Key policies likely to impact financial markets include:

  1. Tax Reforms and Corporate Incentives Trump’s initial term saw the implementation of the Tax Cuts and Jobs Act, which reduced the corporate tax rate to 21%. For 2024, Trump has pledged to further enhance these tax cuts, proposing a reduction to potentially below 20% and introducing new incentives aimed at stimulating domestic investment. This move is anticipated to boost stock prices, particularly within sectors such as finance, technology, and manufacturing, as companies stand to gain higher post-tax earnings. Market Impact: While lower corporate taxes generally spur short-term market rallies and increased corporate profits, they could also contribute to wider fiscal deficits, potentially leading to concerns over long-term economic sustainability.
  2. Deregulation Push The financial and energy sectors are poised to be major beneficiaries of Trump’s push for deregulation. The 2024 agenda includes rolling back environmental regulations imposed during the Biden administration, which Trump argues have stymied economic growth. By reducing compliance costs, energy companies, particularly those involved in oil, gas, and coal, could see significant growth opportunities. Market Impact: While deregulation can result in robust profit margins and stock performance in the short term, it may increase the risk of environmental and economic vulnerabilities over the long term. Investors in renewable energy sectors, conversely, may face heightened volatility.
  3. Trade and Geopolitical Strategy One of the most defining aspects of Trump’s economic approach is his stance on trade. The 2024 platform includes a reinforced focus on “fair trade,” potentially revisiting tariffs on Chinese imports and renegotiating key trade agreements. Such moves are designed to protect American manufacturing but could escalate tensions with major trading partners, impacting global supply chains. Market Impact: The implications of trade policy shifts could be profound. Higher tariffs might strain sectors reliant on international inputs, such as technology and automotive industries. Conversely, domestic manufacturing and agriculture could benefit from protective measures, fueling sector-specific gains.
  4. Interest Rates and Federal Reserve Influence Trump’s contentious relationship with the Federal Reserve in his first term raised eyebrows, and his second term promises similar friction. He has expressed a desire for lower interest rates to stimulate economic growth and maintain a competitive dollar. Should Trump exert pressure on the Fed to maintain dovish policies, it could lead to prolonged low-interest rates. Market Impact: Lower rates tend to boost stock markets, particularly growth stocks, and encourage consumer borrowing. However, persistent low rates could exacerbate inflationary pressures, complicating the Fed’s monetary policy and leading to potential long-term instability.
  5. Immigration Policy and Labor Market Implications Trump’s stricter immigration policies are expected to impact the U.S. labor market. While these policies may be framed as bolstering American employment, they could lead to labor shortages in sectors that rely on immigrant workers, such as agriculture, construction, and certain service industries. Market Impact: Labor shortages can lead to wage inflation, impacting corporate profitability. On the flip side, reduced competition in the labor market could mean higher wages for domestic workers, potentially stimulating consumer spending.

Sector-Specific Reactions

Technology Sector: The technology sector may experience mixed outcomes. While tax reductions and deregulation may spur innovation and investment, tighter trade policies could affect companies with significant global supply chain dependencies.
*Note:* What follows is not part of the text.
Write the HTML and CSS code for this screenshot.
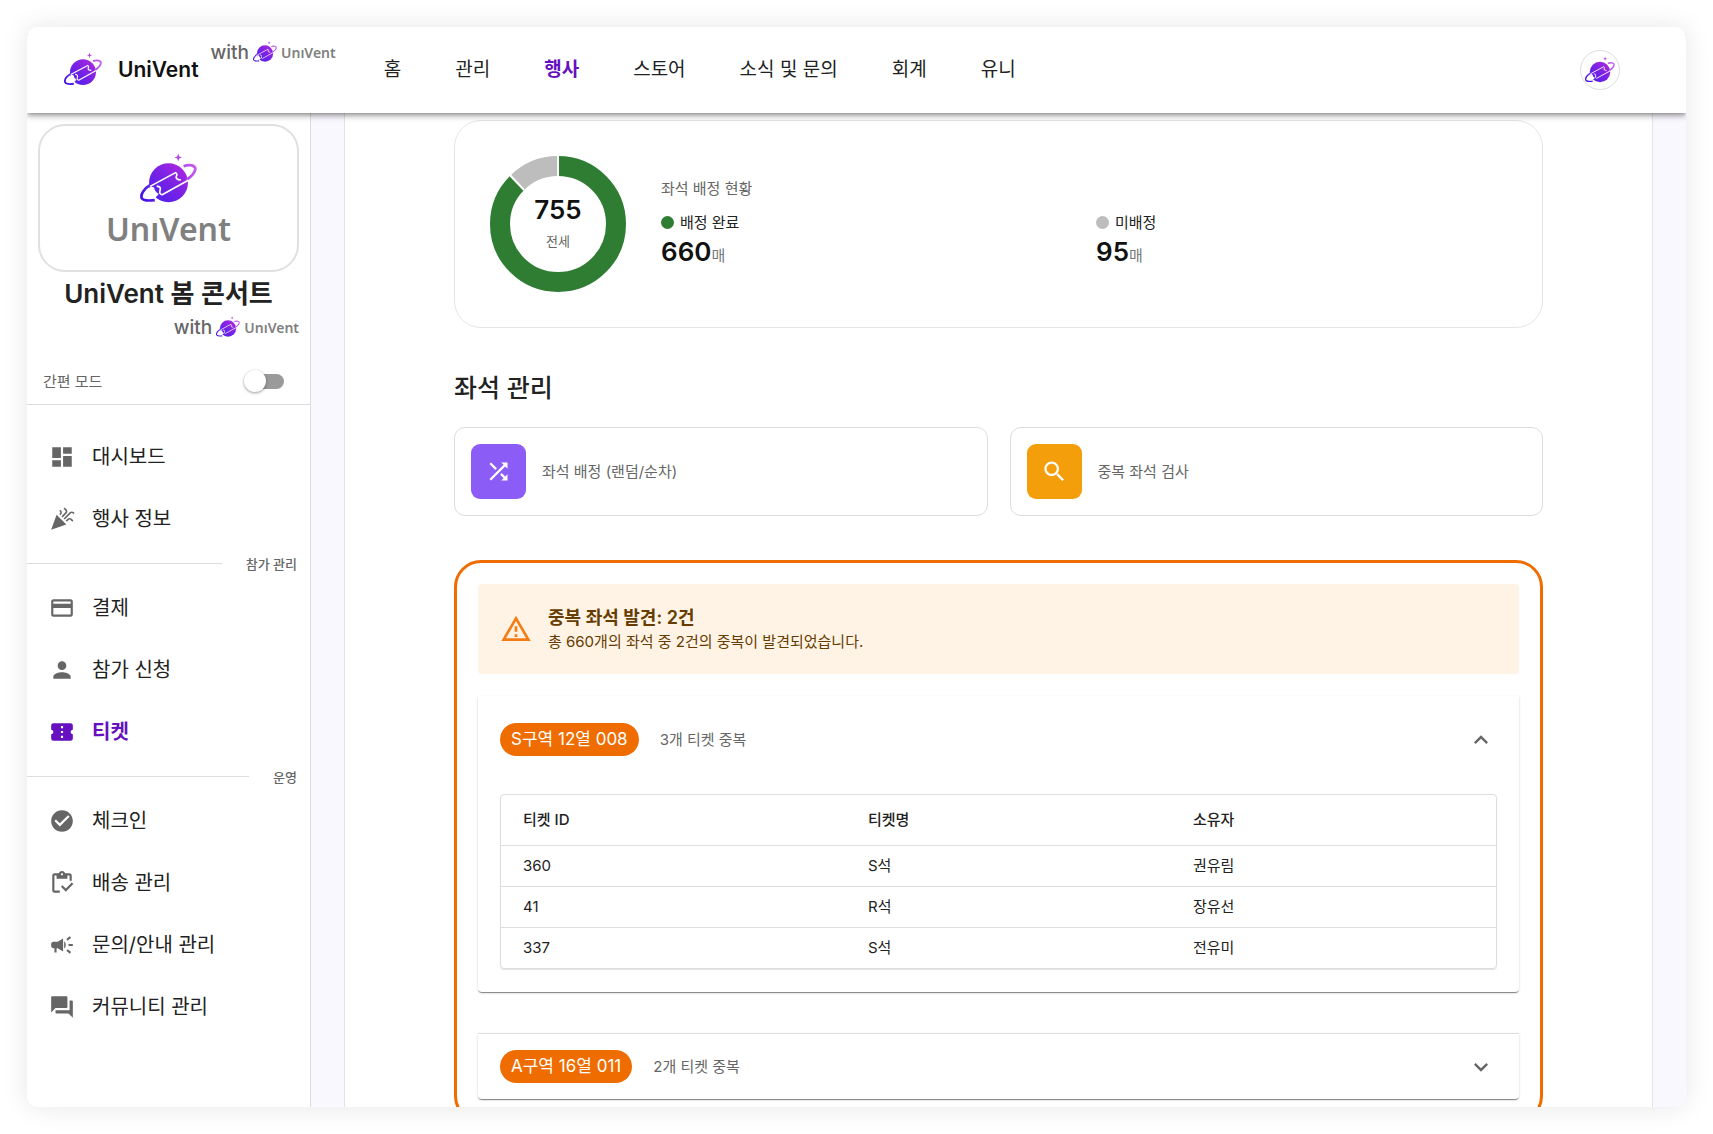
FILE: index.html
```
<!DOCTYPE html>
<html lang="ko">
<head>
  <meta charset="UTF-8">
  <meta name="viewport" content="width=device-width, initial-scale=1.0">
  <title>UniVent 봄 콘서트 - 티켓</title>
  <link rel="stylesheet" href="styles.css">
</head>
<body>

  <!-- shared logo -->
  <svg class="defs" width="0" height="0" aria-hidden="true">
    <defs>
      <linearGradient id="planetFill" gradientUnits="userSpaceOnUse" x1="60" y1="170" x2="170" y2="50">
        <stop offset="0" stop-color="#4a1ff0"></stop>
        <stop offset="0.5" stop-color="#7a22e4"></stop>
        <stop offset="1" stop-color="#b92ae0"></stop>
      </linearGradient>
      <linearGradient id="ringFill" gradientUnits="userSpaceOnUse" x1="40" y1="160" x2="195" y2="60">
        <stop offset="0" stop-color="#4512e8"></stop>
        <stop offset="1" stop-color="#c95cf0"></stop>
      </linearGradient>
      <symbol id="planet" viewBox="30 25 170 150">
        <circle cx="115" cy="114" r="58" fill="url(#planetFill)"></circle>
        <path d="M60 124L60 146Q62 154 76 158L86 148Q74 140 72 128Z" fill="#fff"></path>
        <path d="M62 120C42 132 31 148 35 160Q40 170 74 166" fill="none" stroke="url(#ringFill)" stroke-width="8"></path>
        <path d="M160 65C178 58 196 62 195 74C193 88 180 98 168 106" fill="none" stroke="url(#ringFill)" stroke-width="8"></path>
        <path d="M60 125L136 84Q143 88 138 96Q136 105 152 106M80 124Q94 126 90 136Q86 148 96 150L174 107" fill="none" stroke="#fff" stroke-width="5" stroke-linejoin="round"></path>
        <path d="M144 27L147 36L155 39L147 42L144 51L141 42L133 39L141 36Z" fill="#b345e6"></path>
      </symbol>
    </defs>
  </svg>

  <div class="app">
    <header class="topbar">
      <a class="brand" href="#">
        <svg class="brand-logo"><use href="#planet"></use></svg>
        <span class="brand-name">UniVent</span>
      </a>
      <div class="with with-top">
        <span>with</span>
        <svg class="with-logo"><use href="#planet"></use></svg>
        <span class="wordmark">UnıVent</span>
      </div>
      <nav class="topnav">
        <a href="#">홈</a>
        <a href="#">관리</a>
        <a href="#" class="active">행사</a>
        <a href="#">스토어</a>
        <a href="#">소식 및 문의</a>
        <a href="#">회계</a>
        <a href="#">유니</a>
      </nav>
      <button class="avatar" type="button" aria-label="프로필">
        <svg><use href="#planet"></use></svg>
      </button>
    </header>

    <div class="layout">
      <aside class="sidebar">
        <div class="event-logo">
          <svg><use href="#planet"></use></svg>
          <span class="wordmark">UnıVent</span>
        </div>
        <h1 class="event-title">UniVent 봄 콘서트</h1>
        <div class="with">
          <span>with</span>
          <svg class="with-logo"><use href="#planet"></use></svg>
          <span class="wordmark">UnıVent</span>
        </div>

        <div class="simple-mode">
          <label for="simpleMode">간편 모드</label>
          <input type="checkbox" id="simpleMode" class="switch">
        </div>

        <nav class="menu">
          <a href="#">
            <svg viewBox="0 0 24 24"><path d="M3 13h8V3H3v10zm0 8h8v-6H3v6zm10 0h8V11h-8v10zm0-18v6h8V3h-8z"/></svg>
            대시보드
          </a>
          <a href="#">
            <svg viewBox="0 0 24 24"><path d="M2 22l14-5-9-9zM14.53 12.53l5.59-5.59c.49-.49 1.28-.49 1.77 0l.59.59 1.06-1.06-.59-.59c-1.07-1.07-2.82-1.07-3.89 0l-5.59 5.59 1.06 1.06zM10.06 6.88l-.59.59 1.06 1.06.59-.59c1.07-1.07 1.07-2.82 0-3.89l-.59-.59-1.06 1.07.59.59c.48.48.48 1.28 0 1.76zM17.06 11.88l-1.59 1.59 1.06 1.06 1.59-1.59c.49-.49 1.28-.49 1.77 0l1.61 1.61 1.06-1.06-1.61-1.61c-1.08-1.07-2.82-1.07-3.89 0zM15.06 5.88l-3.59 3.59 1.06 1.06 3.59-3.59c1.07-1.07 1.07-2.82 0-3.89l-1.59-1.59-1.06 1.06 1.59 1.59c.48.49.48 1.29 0 1.77z"/></svg>
            행사 정보
          </a>
          <div class="menu-divider">참가 관리</div>
          <a href="#">
            <svg viewBox="0 0 24 24"><path d="M20 4H4c-1.11 0-1.99.89-1.99 2L2 18c0 1.11.89 2 2 2h16c1.11 0 2-.89 2-2V6c0-1.11-.89-2-2-2zm0 14H4v-6h16v6zm0-10H4V6h16v2z"/></svg>
            결제
          </a>
          <a href="#">
            <svg viewBox="0 0 24 24"><path d="M12 12c2.210 0 4-1.790 4-4s-1.790-4-4-4-4 1.790-4 4 1.790 4 4 4zm0 2c-2.670 0-8 1.340-8 4v2h16v-2c0-2.660-5.330-4-8-4z"/></svg>
            참가 신청
          </a>
          <a href="#" class="active">
            <svg viewBox="0 0 24 24"><path d="M22 10V6c0-1.110-.9-2-2-2H4c-1.100 0-1.990.89-1.990 2v4c1.100 0 1.990.9 1.990 2s-.89 2-2 2v4c0 1.100.9 2 2 2h16c1.100 0 2-.9 2-2v-4c-1.100 0-2-.9-2-2s.9-2 2-2zm-9 7.500h-2v-2h2v2zm0-4.500h-2v-2h2v2zm0-4.500h-2v-2h2v2z"/></svg>
            티켓
          </a>
          <div class="menu-divider">운영</div>
          <a href="#">
            <svg viewBox="0 0 24 24"><path d="M12 2C6.480 2 2 6.480 2 12s4.480 10 10 10 10-4.480 10-10S17.520 2 12 2zm-2 15l-5-5 1.410-1.410L10 14.170l7.590-7.590L19 8l-9 9z"/></svg>
            체크인
          </a>
          <a href="#">
            <svg viewBox="0 0 24 24"><path d="M5 5h2v3h10V5h2v5h2V5c0-1.100-.9-2-2-2h-4.180C14.400 1.840 13.300 1 12 1s-2.400.84-2.820 2H5c-1.100 0-2 .9-2 2v14c0 1.100.9 2 2 2h5v-2H5V5zm7-2c.55 0 1 .45 1 1s-.45 1-1 1-1-.45-1-1 .45-1 1-1zM21 11.500L15.510 17l-3.010-3L11 15.500l4.510 4.500L22.500 13z"/></svg>
            배송 관리
          </a>
          <a href="#">
            <svg viewBox="0 0 24 24"><path d="M18 11v2h4v-2h-4zm-2 6.610c.96.71 2.210 1.650 3.200 2.390.4-.53.8-1.070 1.200-1.600-.99-.74-2.240-1.680-3.200-2.400-.4.54-.8 1.080-1.200 1.610zM20.400 5.600c-.4-.53-.8-1.070-1.200-1.600-.99.74-2.240 1.680-3.200 2.400.4.530.8 1.070 1.200 1.600.96-.72 2.210-1.650 3.200-2.400zM4 9c-1.100 0-2 .9-2 2v2c0 1.100.9 2 2 2h1v4h2v-4h1l5 3V6L8 9H4zm11.500 3c0-1.330-.58-2.530-1.500-3.350v6.690c.92-.81 1.500-2.010 1.500-3.340z"/></svg>
            문의/안내 관리
          </a>
          <a href="#">
            <svg viewBox="0 0 24 24"><path d="M21 6h-2v9H6v2c0 .55.45 1 1 1h11l4 4V7c0-.55-.45-1-1-1zm-4 6V3c0-.55-.45-1-1-1H3c-.55 0-1 .45-1 1v14l4-4h10c.55 0 1-.45 1-1z"/></svg>
            커뮤니티 관리
          </a>
        </nav>
      </aside>

      <main class="page">
        <div class="panel">

          <section class="summary">
            <div class="donut">
              <svg viewBox="0 0 136 136">
                <circle class="donut-done" cx="68" cy="68" r="58" pathLength="755" stroke-dasharray="660 95"></circle>
                <circle class="donut-left" cx="68" cy="68" r="58" pathLength="755" stroke-dasharray="95 660" stroke-dashoffset="-660"></circle>
                <path class="donut-gap" d="M68 20V0M34 34L19 18"></path>
              </svg>
              <div class="donut-label">
                <strong>755</strong>
                <span>전세</span>
              </div>
            </div>
            <div class="summary-body">
              <h3>좌석 배정 현황</h3>
              <div class="stats">
                <div class="stat">
                  <div class="stat-name"><i class="dot dot-done"></i>배정 완료</div>
                  <div class="stat-value"><strong>660</strong>매</div>
                </div>
                <div class="stat">
                  <div class="stat-name"><i class="dot"></i>미배정</div>
                  <div class="stat-value"><strong>95</strong>매</div>
                </div>
              </div>
            </div>
          </section>

          <h2 class="section-title">좌석 관리</h2>
          <div class="actions">
            <button type="button" class="action">
              <span class="action-icon purple">
                <svg viewBox="0 0 24 24"><path d="M10.590 9.170L5.410 4 4 5.410l5.170 5.170 1.420-1.410zM14.500 4l2.040 2.040L4 18.590 5.410 20 17.960 7.460 20 9.500V4h-5.500zm.33 9.410l-1.410 1.410 3.130 3.130L14.500 20H20v-5.500l-2.040 2.040-3.130-3.130z"/></svg>
              </span>
              좌석 배정 (랜덤/순차)
            </button>
            <button type="button" class="action">
              <span class="action-icon amber">
                <svg viewBox="0 0 24 24"><path d="M15.500 14h-.79l-.28-.27C15.410 12.590 16 11.110 16 9.500 16 5.910 13.090 3 9.500 3S3 5.910 3 9.500 5.910 16 9.500 16c1.610 0 3.090-.59 4.230-1.570l.27.28v.79l5 4.990L20.490 19l-4.990-5zm-6 0C7.010 14 5 11.990 5 9.500S7.010 5 9.500 5 14 7.010 14 9.500 11.990 14 9.500 14z"/></svg>
              </span>
              중복 좌석 검사
            </button>
          </div>

          <section class="duplicates">
            <div class="alert">
              <svg viewBox="0 0 24 24"><path d="M12 5.990L19.530 19H4.470L12 5.990M12 2L1 21h22L12 2zm1 14h-2v2h2v-2zm0-6h-2v4h2v-4z"/></svg>
              <div>
                <h3>중복 좌석 발견: 2건</h3>
                <p>총 660개의 좌석 중 2건의 중복이 발견되었습니다.</p>
              </div>
            </div>

            <div class="accordion open">
              <button type="button" class="accordion-head" aria-expanded="true">
                <span class="chip">S구역 12열 008</span>
                <span class="count">3개 티켓 중복</span>
                <svg viewBox="0 0 24 24"><path d="M12 8l-6 6 1.410 1.410L12 10.830l4.590 4.580L18 14z"/></svg>
              </button>
              <div class="table-wrap">
                <table>
                  <thead>
                    <tr>
                      <th class="col-id">티켓 ID</th>
                      <th class="col-name">티켓명</th>
                      <th>소유자</th>
                    </tr>
                  </thead>
                  <tbody>
                    <tr><td>360</td><td>S석</td><td>권유림</td></tr>
                    <tr><td>41</td><td>R석</td><td>장유선</td></tr>
                    <tr><td>337</td><td>S석</td><td>전유미</td></tr>
                  </tbody>
                </table>
              </div>
            </div>

            <div class="accordion">
              <button type="button" class="accordion-head" aria-expanded="false">
                <span class="chip">A구역 16열 011</span>
                <span class="count">2개 티켓 중복</span>
                <svg viewBox="0 0 24 24"><path d="M16.590 8.590L12 13.170 7.410 8.590 6 10l6 6 6-6z"/></svg>
              </button>
            </div>
          </section>

        </div>
      </main>
    </div>
  </div>

</body>
</html>
```
FILE: styles.css
```
* {
  box-sizing: border-box;
}

body {
  margin: 0;
  height: 100vh;
  padding: 27px;
  background: #fff;
  color: #222;
  font-family: Inter, "Noto Sans CJK KR", sans-serif;
  font-size: 15px;
  line-height: 22px;
  overflow: hidden;
}

h1, h2, h3, p {
  margin: 0;
}

a {
  color: inherit;
  text-decoration: none;
}

button {
  font: inherit;
  color: inherit;
  text-align: left;
  cursor: pointer;
}

.defs {
  position: absolute;
}

.app {
  display: flex;
  flex-direction: column;
  height: 100%;
  border-radius: 11px;
  background: #fff;
  box-shadow: 0 0 27px rgba(0,0,0,0.1);
  overflow: hidden;
}

/* top bar */
.topbar {
  position: relative;
  z-index: 2;
  display: flex;
  align-items: center;
  flex: none;
  height: 86px;
  padding: 0 66px 0 37px;
  background: #fff;
  box-shadow: 0 2px 4px -1px rgba(0,0,0,0.3), 0 4px 5px rgba(0,0,0,0.16), 0 1px 10px rgba(0,0,0,0.12);
}

.brand {
  display: flex;
  align-items: center;
  gap: 16px;
}

.brand-logo {
  width: 38px;
  height: 36px;
  padding-bottom: 2px;
}

.brand-name {
  font-size: 21px;
  font-weight: 600;
  color: #111;
}

.with {
  display: flex;
  align-items: center;
  justify-content: flex-end;
  gap: 4px;
  font-size: 19px;
  font-weight: 500;
  color: #666;
}

.with-top {
  align-self: flex-start;
  margin: 13px 0 0 12px;
}

.with-logo {
  width: 24px;
  height: 26px;
  padding-bottom: 3px;
}

.wordmark {
  font-family: "Noto Sans", sans-serif;
  font-size: 14px;
  font-weight: 600;
  color: #808080;
}

.with .wordmark {
  line-height: 20px;
}

.topnav {
  display: flex;
  gap: 54px;
  margin-left: 48px;
  font-size: 19px;
}

.topnav .active {
  color: #6610c0;
  font-weight: 700;
}

.avatar {
  display: flex;
  align-items: center;
  justify-content: center;
  width: 40px;
  height: 40px;
  margin-left: auto;
  padding: 0;
  border: 1px solid #ddd;
  border-radius: 50%;
  background: #fff;
}

.avatar svg {
  width: 30px;
  height: 28px;
  padding-bottom: 1px;
}

/* sidebar */
.layout {
  display: flex;
  flex: 1;
  min-height: 0;
}

.sidebar {
  flex: none;
  width: 284px;
  padding-top: 11px;
  border-right: 1px solid #ddd;
  background: #fff;
}

.sidebar .with {
  margin: 3px 11px 0;
}

.event-logo {
  display: flex;
  flex-direction: column;
  align-items: center;
  height: 148px;
  margin: 0 11px;
  padding-top: 26px;
  border: 2px solid #e0e0e0;
  border-radius: 27px;
}

.event-logo svg {
  width: 57px;
  height: 52px;
}

.event-logo .wordmark {
  font-size: 32px;
  line-height: 50px;
}

.event-title {
  margin-top: 4px;
  font-size: 26px;
  font-weight: 600;
  line-height: 36px;
  text-align: center;
}

.simple-mode {
  display: flex;
  align-items: center;
  justify-content: space-between;
  height: 44px;
  margin-top: 20px;
  padding: 0 26px 2px 16px;
  border-bottom: 1px solid #ddd;
  color: #666;
}

.switch {
  appearance: none;
  position: relative;
  width: 37px;
  height: 15px;
  margin: 0;
  border-radius: 8px;
  background: #9a9a9a;
}

.switch::before {
  content: "";
  position: absolute;
  top: -4px;
  left: -3px;
  width: 22px;
  height: 22px;
  border-radius: 50%;
  background: #fff;
  box-shadow: 0 1px 3px rgba(0,0,0,0.4);
}

.menu {
  padding-top: 21px;
}

.menu a {
  display: flex;
  align-items: center;
  gap: 17px;
  height: 62px;
  padding: 0 22px;
  font-size: 20px;
}

.menu svg {
  width: 26px;
  height: 26px;
  fill: #666;
}

.menu .active {
  color: #6610c0;
  font-weight: 700;
}

.menu .active svg {
  fill: #6610c0;
}

.menu-divider {
  display: flex;
  align-items: center;
  gap: 24px;
  height: 27px;
  padding-right: 13px;
  font-size: 13px;
  font-weight: 500;
  color: #666;
}

.menu-divider::before {
  content: "";
  flex: 1;
  height: 1px;
  background: #ddd;
}

/* page */
.page {
  flex: 1;
  min-width: 0;
  padding: 0 33px;
  background: #faf8ff;
  overflow: hidden;
}

.panel {
  min-height: 100%;
  padding: 7px 109px;
  border: solid #e3e3e3;
  border-width: 0 1px;
  background: #fff;
}

.summary {
  display: flex;
  align-items: center;
  gap: 35px;
  height: 208px;
  padding: 0 35px;
  border: 1px solid #e5e5e5;
  border-radius: 27px;
}

.donut {
  display: grid;
  flex: none;
  width: 136px;
  height: 136px;
}

.donut svg,
.donut-label {
  grid-area: 1 / 1;
}

.donut circle {
  fill: none;
  stroke-width: 20;
  transform: rotate(-90deg);
  transform-origin: center;
}

.donut .donut-done {
  stroke: #2e7d32;
}

.donut .donut-left {
  stroke: #bdbdbd;
}

.donut-gap {
  stroke: #fff;
  stroke-width: 2;
}

.donut-label {
  display: flex;
  flex-direction: column;
  align-items: center;
  justify-content: center;
  gap: 9px;
  padding-top: 2px;
  font-size: 13px;
  color: #666;
}

.donut-label strong,
.stat-value strong {
  font-size: 26px;
  font-weight: 600;
  color: #111;
}

.summary-body {
  flex: 1;
  padding-top: 3px;
}

.summary-body h3 {
  font-size: 15px;
  font-weight: 400;
  color: #666;
}

.stats {
  display: grid;
  grid-template-columns: 1fr 1fr;
  gap: 24px;
  margin-top: 12px;
}

.stat-name {
  display: flex;
  align-items: center;
  gap: 6px;
}

.stat-value {
  line-height: 36px;
  color: #777;
}

.dot {
  width: 13px;
  height: 13px;
  border-radius: 50%;
  background: #bdbdbd;
}

.dot-done {
  background: #2e7d32;
}

.section-title {
  margin: 41px 0 20px;
  font-size: 25px;
  font-weight: 500;
  line-height: 38px;
}

.actions {
  display: grid;
  grid-template-columns: 1fr 1fr;
  gap: 22px;
}

.action {
  display: flex;
  align-items: center;
  gap: 16px;
  height: 89px;
  padding: 0 16px;
  border: 1px solid #ddd;
  border-radius: 11px;
  background: #fff;
  color: #666;
}

.action-icon {
  display: flex;
  align-items: center;
  justify-content: center;
  width: 55px;
  height: 55px;
  border-radius: 9px;
}

.action-icon svg {
  width: 27px;
  height: 27px;
  fill: #fff;
}

.purple {
  background: #8b5cf6;
}

.amber {
  background: #f59e0b;
}

/* duplicate seats */
.duplicates {
  margin-top: 44px;
  padding: 21px;
  border: 3px solid #ef6c00;
  border-radius: 27px;
}

.alert {
  display: flex;
  align-items: center;
  gap: 16px;
  height: 90px;
  padding: 0 22px;
  border-radius: 4px;
  background: #fff3e5;
  color: #663c00;
}

.alert svg {
  width: 32px;
  height: 32px;
  fill: #f57c13;
}

.alert h3 {
  font-size: 18px;
  font-weight: 600;
  line-height: 26px;
}

.accordion {
  margin-top: 41px;
  border-top: 1px solid #ddd;
  border-radius: 0 0 4px 4px;
  background: #fff;
  box-shadow: 0 2px 1px -1px rgba(0,0,0,0.3), 0 1px 1px rgba(0,0,0,0.2), 0 1px 3px rgba(0,0,0,0.12);
}

.accordion.open {
  margin-top: 22px;
  border-top: 0;
}

.accordion-head {
  display: flex;
  align-items: center;
  gap: 21px;
  width: 100%;
  padding: 16px 22px;
  border: 0;
  background: none;
}

.open .accordion-head {
  padding: 27px 22px;
}

.accordion-head svg {
  width: 28px;
  height: 28px;
  margin: 0 2px 0 auto;
  fill: #666;
}

.chip {
  padding: 0 11px;
  border-radius: 17px;
  background: #ef6c00;
  color: #fff;
  font-size: 17px;
  line-height: 33px;
}

.count {
  color: #666;
}

.table-wrap {
  padding: 11px 22px 23px;
}

table {
  width: 100%;
  table-layout: fixed;
  border: 1px solid #ddd;
  border-radius: 4px;
  border-spacing: 0;
  box-shadow: 0 1px 1px rgba(0,0,0,0.12);
}

th, td {
  height: 41px;
  padding: 0 22px 1px;
  text-align: left;
}

th {
  height: 50px;
  font-weight: 500;
}

td {
  border-top: 1px solid #ddd;
}

.col-id {
  width: 345px;
}

.col-name {
  width: 325px;
}
```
Energy Sector: Fossil fuel companies are poised for potential gains with relaxed environmental regulations, but renewable energy firms may encounter increased challenges.

Manufacturing and Industrial Sectors: Beneficiaries of Trump’s protectionist policies, these sectors could see increased production and profitability as tariffs and trade barriers aim to support domestic output.

Financial Sector: Deregulation and a pro-growth fiscal environment could stimulate banking and investment sectors, with potential headwinds if inflation accelerates.

Long-Term Considerations

While initial market reactions to Trump’s victory have been characterized by volatility and sharp movements, long-term impacts remain speculative. The interplay between aggressive fiscal policies, potential inflationary trends, and geopolitical maneuvers will shape market trajectories in the coming months and years.

Investors, fund managers, and market analysts will need to monitor the unfolding policy shifts and respond dynamically. Key metrics such as fiscal deficit trends, corporate earnings growth, and global economic partnerships will serve as important barometers for gauging the true impact of Trump’s return to the White House.

Conclusion

Trump’s 2024 presidential victory has set the stage for a new chapter of economic policy, carrying potential for significant market realignments. While the promise of tax cuts and deregulation has already sparked optimism in certain circles, uncertainties surrounding trade policies, labor markets, and the long-term sustainability of these measures remain. As the financial world prepares for this new era, adaptability and vigilance will be key for navigating the opportunities and risks ahead.